Choosing the cheaper option
Recently, my boyfriend offered to buy me a set of golf clubs. So we went shopping around for the best deal. We found a local sporting goods store near our home. The owners were helpful and courteous, and the clubs were a decent price. We thought it prudent to continue shopping elsewhere to compare. Ultimately, we found ourselves at Sports Authority, a large sporting goods store chain, and bought the first set of clubs we laid eyes on. A good starter set for me… and they were cheap.
We returned to the local sporting goods store to have the clubs resized and my boyfriend looked at one of the employees and said, “Sorry, these were so much cheaper at Sports Authority.” The employee sighed and responded, “Yeah, unfortunately we just can’t compete with the prices of those big stores.” I felt a little ashamed. In retrospect, the prices weren’t that different and I could have saved for another month and given the business to this local store. But I wanted the clubs now. And I wanted them cheap.
A friendship rekindled
This brings me to my more uplifting story. As a young adult, I have been slowly turning my house into a home. I decided it was time to purchase some nice dinnerware and part ways with the plates I received in college as a hand-me-down from a friend’s mom. I looked in Pier1 and found lots of things I liked. Many had the word “handmade” stamped on the bottom. I thought, “Handmade by whom? Where?” Then I remembered something. A close friend I grew up with became a potter like his father. I hadn’t seen or talked to Andy in years but immediately fell in love with his work (here, take a look on Etsy). I decided to save my pennies. It took me AWHILE but I finally had enough to purchase a beautiful dinner set.

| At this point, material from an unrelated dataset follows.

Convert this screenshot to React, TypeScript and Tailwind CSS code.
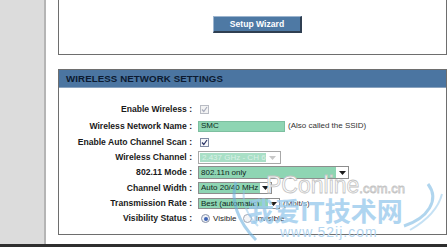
import React from "react";

const font = { fontFamily: '"Liberation Sans", Arial, sans-serif' };

function Check({ disabled }: { disabled?: boolean }) {
  return (
    <div
      className={
        "w-[9px] h-[9px] border flex items-center justify-center " +
        (disabled ? "border-[#b9bcc4] bg-[#f3f3f3]" : "border-[#7f8aa3] bg-[#f6f7fa]")
      }
    >
      <svg width="7" height="7" viewBox="0 0 7 7">
        <path
          d="M1 3.5 L2.8 5.5 L6 1"
          fill="none"
          stroke={disabled ? "#a9adbd" : "#2b3566"}
          strokeWidth="1.2"
        />
      </svg>
    </div>
  );
}

function Arrow({ color }: { color: string }) {
  return (
    <svg width="7" height="4" viewBox="0 0 7 4">
      <path d="M0 0 H7 L3.5 4 Z" fill={color} />
    </svg>
  );
}

function Select({
  w,
  h,
  text,
  arrowW = 12,
}: {
  w: string;
  h: string;
  text: string;
  arrowW?: number;
}) {
  return (
    <div className={`${w} ${h} border border-[#8d8d8d] flex bg-white`}>
      <div className="flex-1 bg-[#8ed5b3] pl-[2px] flex items-center text-[8px] text-[#10261c] leading-none whitespace-nowrap overflow-hidden">
        {text}
      </div>
      <div className="flex items-center justify-center" style={{ width: arrowW }}>
        <Arrow color="#1a1a1a" />
      </div>
    </div>
  );
}

function Row({
  label,
  h,
  children,
}: {
  label: string;
  h: string;
  children?: React.ReactNode;
}) {
  return (
    <div className={`flex items-center ${h}`}>
      <div className="w-[133px] text-right font-bold text-[8.6px] text-[#1a1a1a] whitespace-nowrap leading-none">
        {label}
      </div>
      <div className="ml-[6px] flex items-center gap-[3px]">{children}</div>
    </div>
  );
}

export default function App() {
  return (
    <div
      className="w-[447px] h-[247px] overflow-hidden flex flex-col bg-white relative"
      style={font}
    >
      <div className="flex flex-1 min-h-0">
        <div className="w-[46px] bg-[#dcdcdc] border-r-2 border-[#b5b5b5]" />
        <div className="flex-1 pl-[12px] flex flex-col">
          {/* Top box */}
          <div className="h-[55px] border-l border-r border-b border-[#6e6e6e] flex flex-col">
            <div className="mt-[16px] pl-[154px]">
              <div className="w-[89px] h-[17px] bg-[#4e79a4] border-t border-l border-[#9db5cf] border-r-2 border-b-2 border-r-[#2f3f52] border-b-[#2f3f52] flex items-center justify-center">
                <span className="text-white font-bold text-[8.6px] leading-none">Setup Wizard</span>
              </div>
            </div>
          </div>

          <div className="h-[14px]" />

          {/* Wireless box */}
          <div className="h-[166px] border border-[#6e6e6e] flex flex-col">
            <div className="h-[18px] bg-[#4b75a1] border-b border-[#8aa3bf] flex items-center pl-[7px]">
              <span className="font-bold text-[9.7px] text-[#0c1a30] tracking-[0.1px] leading-none">
                WIRELESS NETWORK SETTINGS
              </span>
            </div>
            <div className="pt-[13px] flex flex-col">
              <Row label="Enable Wireless :" h="h-[17px]">
                <div className="ml-[2px]">
                  <Check disabled />
                </div>
              </Row>
              <Row label="Wireless Network Name :" h="h-[16px]">
                <div className="w-[87px] h-[11px] bg-[#8ed5b3] border border-[#7dbfa0] pl-[2px] flex items-center text-[8px] text-[#0d2a1c] leading-none">
                  SMC
                </div>
                <span className="text-[8px] text-[#333] leading-none whitespace-nowrap">
                  (Also called the SSID)
                </span>
              </Row>
              <Row label="Enable Auto Channel Scan :" h="h-[16px]">
                <div className="ml-[2px]">
                  <Check />
                </div>
              </Row>
              <Row label="Wireless Channel :" h="h-[15px]">
                <div className="w-[83px] h-[13px] border border-[#a8a8a8] flex p-[1px] bg-white">
                  <div className="w-[66px] bg-[#a9dfc6] pl-[2px] flex items-center text-[8px] text-[#d9f1e6] leading-none whitespace-nowrap overflow-hidden">
                    2.437 GHz - CH 6
                  </div>
                  <div className="flex-1 flex items-center justify-center">
                    <Arrow color="#c8c8c8" />
                  </div>
                </div>
              </Row>
              <Row label="802.11 Mode :" h="h-[15px]">
                <Select w="w-[151px]" h="h-[13px]" text="802.11n only" />
              </Row>
              <Row label="Channel Width :" h="h-[16px]">
                <Select w="w-[74px]" h="h-[12px]" text="Auto 20/40 MHz" arrowW={11} />
              </Row>
              <Row label="Transmission Rate :" h="h-[15px]">
                <Select w="w-[82px]" h="h-[11px]" text="Best (automatic)" arrowW={11} />
                <span className="text-[8px] text-[#333] leading-none whitespace-nowrap">(Mbit/s)</span>
              </Row>
              <Row label="Visibility Status :" h="h-[15px]">
                <div className="ml-[3px] w-[9px] h-[9px] rounded-full border border-[#8a93a8] bg-[#eef1f6] flex items-center justify-center">
                  <div className="w-[4px] h-[4px] rounded-full bg-[#3f64b5]" />
                </div>
                <span className="text-[8px] text-[#222] leading-none">Visible</span>
                <div className="ml-[4px] w-[9px] h-[9px] rounded-full border border-[#a0a6b3] bg-[#f4f5f7]" />
                <span className="text-[8px] text-[#222] leading-none">Invisible</span>
              </Row>
            </div>
          </div>
          <div className="flex-1" />
        </div>
      </div>
      <div className="h-[3px] bg-[#2e2e2e]" />

      {/* Watermark */}
      <div className="absolute left-[228px] top-[170px] w-[219px] h-[72px] pointer-events-none">
        <svg className="absolute left-0 top-0" width="219" height="72" viewBox="0 0 219 72">
          <path d="M8 12 C2 30 10 52 28 70" fill="none" stroke="#6fb2e0" strokeWidth="3" opacity="0.6" />
          <path d="M16 20 C14 34 20 46 30 56" fill="none" stroke="#8cc4ea" strokeWidth="2" opacity="0.5" />
          <path d="M200 14 C212 30 200 48 176 56" fill="none" stroke="#6fb2e0" strokeWidth="3" opacity="0.55" />
          <path d="M214 24 C210 40 196 52 182 60" fill="none" stroke="#8cc4ea" strokeWidth="2" opacity="0.5" />
        </svg>
        <div className="absolute left-[38px] top-[4px] whitespace-nowrap text-white [-webkit-text-stroke:0.8px_#c4c4c4] leading-none">
          <span className="text-[23px]">PConline</span>
          <span className="text-[13px]">.com.cn</span>
        </div>
        <div
          className="absolute left-[20px] top-[27px] whitespace-nowrap text-[26px] font-bold text-[#9ccbed] opacity-80 leading-none"
          style={{ fontFamily: '"Noto Sans CJK SC", sans-serif' }}
        >
          我爱IT技术网
        </div>
        <div className="absolute left-[52px] top-[55px] whitespace-nowrap text-[14px] tracking-[1px] text-[#b3d5ef] leading-none">
          www.52ij.com
        </div>
      </div>
    </div>
  );
}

My experience working with Andy to get what I wanted was amazing. When I went to pick up my plates we reminisced about our childhood and he showed me around his shop. I took a tour of his kiln and he taught me a little about the hard work it takes to produce his art. I was not only amazed, but so happy that I waited and saved my money. I didn’t just buy plates. I rekindled a friendship and purchased art that has a story.
The moral of the story
Can you see where I’m going here? Think of an item in your home that has special meaning and how it feels to retell the story of how you came to own it. That’s the feeling you get from buying local goods made in America from small business owners. You get higher-quality products, you support the American economy, you build relationships, and you get a story to tell. You may have to save and pay more, you may have to wait while the goods are made, but it’s worth it every time.
So the moral of the story is… Good things come to those who wait. Good, beautiful, unique, and cherished things.